How are browser MMOs fundamentally different? Up to now technical limitations just prevent the client size (300-500 MB). Retail box, buying creates initial investment, they will play through first hour no matter what. Browser, have to capture them in the first 35 seconds!

What’s an acceptable size? Zero. Not bigger than 5-7 MB? Indonesia, even that is an issue. Korea, 100 MB client is OK though. Kids playing at school literally can’t download anything – click and you’re in, free to play. Flash client itself though is a size. Load times have to be fast.

Flash = can’t go fullscreen (no text entry). Seemed like a negative but actually it’s cool, people can be doing other things while they play your game.

Emphasis on casual over hardcore in gameplay, because of the browser accessibility.

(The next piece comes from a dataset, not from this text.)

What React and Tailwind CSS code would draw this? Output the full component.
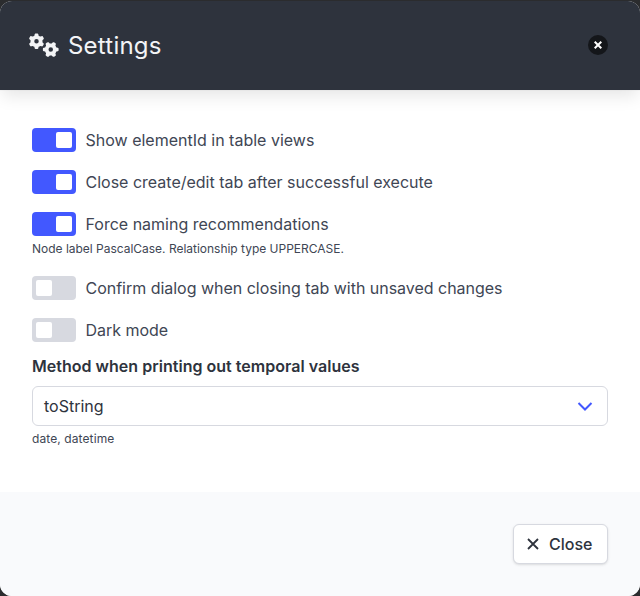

Bigpoint, F2P with transaction, very different from Dofus subscription “can’t buy power” model. Extolling the virtues of F2P because it gets all people on spectrum of having time vs having money, no flat fee. Players choose for themselves how much they want to pay. Dofus adding virtual money to use for paying sub or cosmetic services. Want to keep commercial and game design elements separate. Gaia Online = money for time via g-cash. Marketplaces, reverse auctions, people really like those elements. 10% of your people are paying, but you need the 90% of non-payers to show off to. If you can’t brag about it, you won’t buy it.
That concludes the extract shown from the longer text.